Katy Richards is another superb painter working in oil on panel and canvas. Based in Cleveland and a regular at Hedge (she has enjoyed several solo shows there and is represented by the gallery), Richards has often explored unusual organic subjects, textures, and perspectives. Related paintings have studied persons, nudes, self-portraits, as well as underwater or marshland, H2O infused plantscapes. She and Woods have been close friends since their shared experiences at CIA, more than a decade ago. Richards’ paintings here are flowers, sometimes in a vase, but alwayspainted with a masterly panache, as if they were both ridden down and roped, but also scanned, catalogued, and released back into the jungle.
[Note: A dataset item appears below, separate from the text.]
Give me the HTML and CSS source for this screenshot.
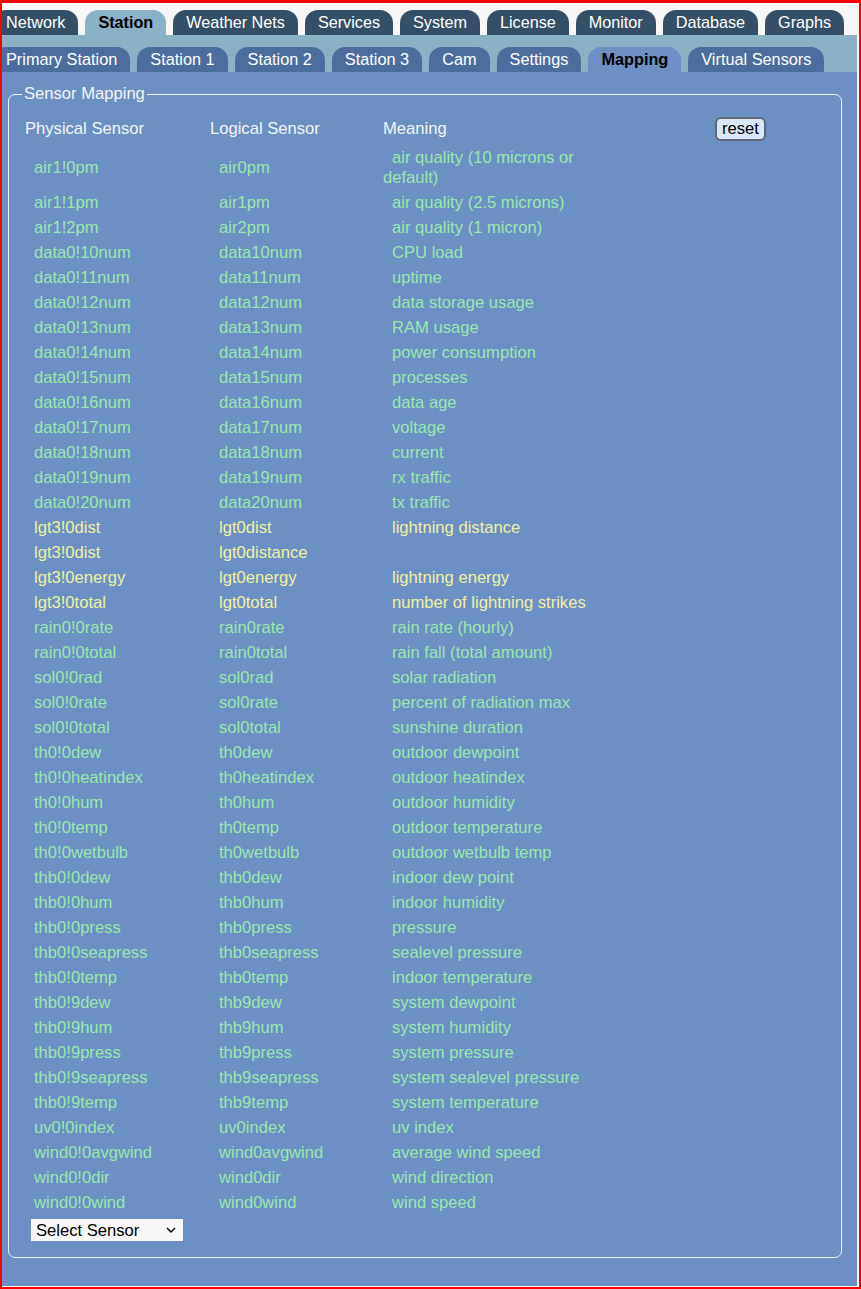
FILE: index.html
```html
<!DOCTYPE html>
<html lang="en">
<head>
    <meta charset="UTF-8">
    <meta name="viewport" content="width=device-width, initial-scale=1.0">
    <title>Station - Mapping</title>
    <link rel="stylesheet" href="styles.css">
</head>
<body>
    <div class="frame">
        <ul class="tabs">
            <li>Network</li>
            <li class="active">Station</li>
            <li>Weather Nets</li>
            <li>Services</li>
            <li>System</li>
            <li>License</li>
            <li>Monitor</li>
            <li>Database</li>
            <li>Graphs</li>
        </ul>
        <ul class="subtabs">
            <li>Primary Station</li>
            <li>Station 1</li>
            <li>Station 2</li>
            <li>Station 3</li>
            <li>Cam</li>
            <li>Settings</li>
            <li class="active">Mapping</li>
            <li>Virtual Sensors</li>
        </ul>
        <div class="content">
            <fieldset class="mapping">
                <legend>Sensor Mapping</legend>
                <table class="map-table">
                    <colgroup>
                        <col class="c-phys">
                        <col class="c-log">
                        <col class="c-mean">
                        <col class="c-act">
                    </colgroup>
                    <thead>
                        <tr>
                            <th>Physical Sensor</th>
                            <th>Logical Sensor</th>
                            <th>Meaning</th>
                            <th class="act"><button class="reset-btn">reset</button></th>
                        </tr>
                    </thead>
                    <tbody id="rows"></tbody>
                </table>
                <div class="select-wrap">
                    <select class="sensor-select">
                        <option>Select Sensor</option>
                    </select>
                    <svg class="chevron" width="10" height="6" viewBox="0 0 10 6"><path d="M1 1l4 4 4-4" fill="none" stroke="#000" stroke-width="1.4"/></svg>
                </div>
            </fieldset>
        </div>
    </div>

    <script>
        const sensors = [
            ['air1!0pm', 'air0pm', 'air quality (10 microns or default)'],
            ['air1!1pm', 'air1pm', 'air quality (2.5 microns)'],
            ['air1!2pm', 'air2pm', 'air quality (1 micron)'],
            ['data0!10num', 'data10num', 'CPU load'],
            ['data0!11num', 'data11num', 'uptime'],
            ['data0!12num', 'data12num', 'data storage usage'],
            ['data0!13num', 'data13num', 'RAM usage'],
            ['data0!14num', 'data14num', 'power consumption'],
            ['data0!15num', 'data15num', 'processes'],
            ['data0!16num', 'data16num', 'data age'],
            ['data0!17num', 'data17num', 'voltage'],
            ['data0!18num', 'data18num', 'current'],
            ['data0!19num', 'data19num', 'rx traffic'],
            ['data0!20num', 'data20num', 'tx traffic'],
            ['lgt3!0dist', 'lgt0dist', 'lightning distance', 'warn'],
            ['lgt3!0dist', 'lgt0distance', '', 'warn'],
            ['lgt3!0energy', 'lgt0energy', 'lightning energy', 'warn'],
            ['lgt3!0total', 'lgt0total', 'number of lightning strikes', 'warn'],
            ['rain0!0rate', 'rain0rate', 'rain rate (hourly)'],
            ['rain0!0total', 'rain0total', 'rain fall (total amount)'],
            ['sol0!0rad', 'sol0rad', 'solar radiation'],
            ['sol0!0rate', 'sol0rate', 'percent of radiation max'],
            ['sol0!0total', 'sol0total', 'sunshine duration'],
            ['th0!0dew', 'th0dew', 'outdoor dewpoint'],
            ['th0!0heatindex', 'th0heatindex', 'outdoor heatindex'],
            ['th0!0hum', 'th0hum', 'outdoor humidity'],
            ['th0!0temp', 'th0temp', 'outdoor temperature'],
            ['th0!0wetbulb', 'th0wetbulb', 'outdoor wetbulb temp'],
            ['thb0!0dew', 'thb0dew', 'indoor dew point'],
            ['thb0!0hum', 'thb0hum', 'indoor humidity'],
            ['thb0!0press', 'thb0press', 'pressure'],
            ['thb0!0seapress', 'thb0seapress', 'sealevel pressure'],
            ['thb0!0temp', 'thb0temp', 'indoor temperature'],
            ['thb0!9dew', 'thb9dew', 'system dewpoint'],
            ['thb0!9hum', 'thb9hum', 'system humidity'],
            ['thb0!9press', 'thb9press', 'system pressure'],
            ['thb0!9seapress', 'thb9seapress', 'system sealevel pressure'],
            ['thb0!9temp', 'thb9temp', 'system temperature'],
            ['uv0!0index', 'uv0index', 'uv index'],
            ['wind0!0avgwind', 'wind0avgwind', 'average wind speed'],
            ['wind0!0dir', 'wind0dir', 'wind direction'],
            ['wind0!0wind', 'wind0wind', 'wind speed']
        ];

        const tbody = document.getElementById('rows');
        sensors.forEach(function (s) {
            const tr = document.createElement('tr');
            if (s[3]) tr.className = s[3];
            for (let i = 0; i < 3; i++) {
                const td = document.createElement('td');
                td.textContent = s[i];
                tr.appendChild(td);
            }
            tr.appendChild(document.createElement('td'));
            tbody.appendChild(tr);
        });
    </script>
</body>
</html>
```

FILE: styles.css
```css
body {
    margin: 0;
    font-family: "Liberation Sans", Arial, sans-serif;
    font-size: 16px;
}
.frame {
    box-sizing: border-box;
    height: 1289px;
    display: flex;
    flex-direction: column;
    border: 2px solid #ff0000;
    border-top-width: 3px;
    padding: 0 2px 1px 0;
    background: #f7f7f7;
    overflow: hidden;
}

/* top level tabs */
.tabs {
    display: flex;
    gap: 7px;
    margin: 0;
    padding: 7px 0 0 0;
    list-style: none;
    font-size: 16.2px;
}
.tabs li {
    height: 25px;
    line-height: 25px;
    padding: 0 13px;
    background: #354f66;
    color: #ffffff;
    border-radius: 13px 13px 0 0;
}
.tabs li:first-child {
    margin-left: -9px;
}
.tabs li.active {
    background: #8ab2c4;
    color: #000000;
    font-weight: bold;
}

/* station sub tabs */
.subtabs {
    display: flex;
    gap: 7px;
    margin: 0;
    padding: 12px 0 0 0;
    list-style: none;
    background: #8ab2c4;
    font-size: 16.3px;
}
.subtabs li {
    height: 25px;
    line-height: 25px;
    padding: 0 13px;
    background: #4d6d9f;
    color: #ffffff;
    border-radius: 13px 13px 0 0;
}
.subtabs li:first-child {
    margin-left: -9px;
}
.subtabs li.active {
    background: #6d90c4;
    color: #000000;
    font-weight: bold;
}

.content {
    flex: 1;
    background: #6d90c4;
    padding-top: 12px;
}

.mapping {
    margin: 0 15px 0 6px;
    padding: 8px 13px 16px 13px;
    border: 1px solid #eef2fa;
    border-radius: 7px;
    font-size: 16.6px;
}
.mapping legend {
    padding: 0 2px;
    color: #f4f4f4;
}

.map-table {
    table-layout: fixed;
    width: 100%;
    border-collapse: collapse;
}
.c-phys { width: 185px; }
.c-log { width: 173px; }
.c-mean { width: 217px; }
.map-table th {
    height: 33px;
    padding: 0 0 0 3px;
    text-align: left;
    font-weight: normal;
    color: #f4f4f4;
}
.map-table th.act {
    padding-left: 118px;
}
.map-table td {
    height: 20px;
    padding: 2.5px 0 2.5px 3px;
    line-height: 20px;
    text-indent: 9px;
    color: #96eaae;
    vertical-align: middle;
}
.map-table tr.warn td {
    color: #f0f0a2;
}

.reset-btn {
    font-family: "Liberation Sans", Arial, sans-serif;
    font-size: 16.6px;
    height: 24px;
    padding: 0 5px;
    background: #dbe8fb;
    color: #000000;
    border: 2px solid #5f6877;
    border-radius: 6px;
}

.select-wrap {
    position: relative;
    width: 152px;
    margin: 4px 0 0 9px;
}
.sensor-select {
    appearance: none;
    width: 152px;
    height: 22px;
    padding: 0 0 0 5px;
    border: none;
    border-radius: 0;
    background: #f8f8f8;
    color: #000000;
    font-family: "Liberation Sans", Arial, sans-serif;
    font-size: 16.6px;
    display: block;
}
.chevron {
    position: absolute;
    right: 7px;
    top: 8px;
    pointer-events: none;
}
```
Most of these flowers, as in her “So Tonight That I Might See,” are past their prime, or nearly so, dropping and losing a petal here and there, as if found in a garden in early autumn. The colors are not bright, but the light and shade describe both maturity and layered excitement. Richards weaves networks of leaves and stems, gradations of color and varieties of form that lead the eye in and around her works, as if exploring a truly feral herbaceous border.
Accompanied by an inspired essay written by Lane Cooper, CIA art professor and brilliant painter in her own right, “Conjuring Images” and its companion show “Dream Gardens” bring to Cleveland audiences very remarkable works by still young artists to whom the fact of their gender is both centrally important, and a mere detail of their brilliance, and the intensity of their interest in age-old issues in the arts. Each in her own fashion conveys a brave new/old world of identity, of immediacy, which the interpretive capacity of painting makes available. Here the doors of perception are not so much cleansed, as touched, worked loose, loved.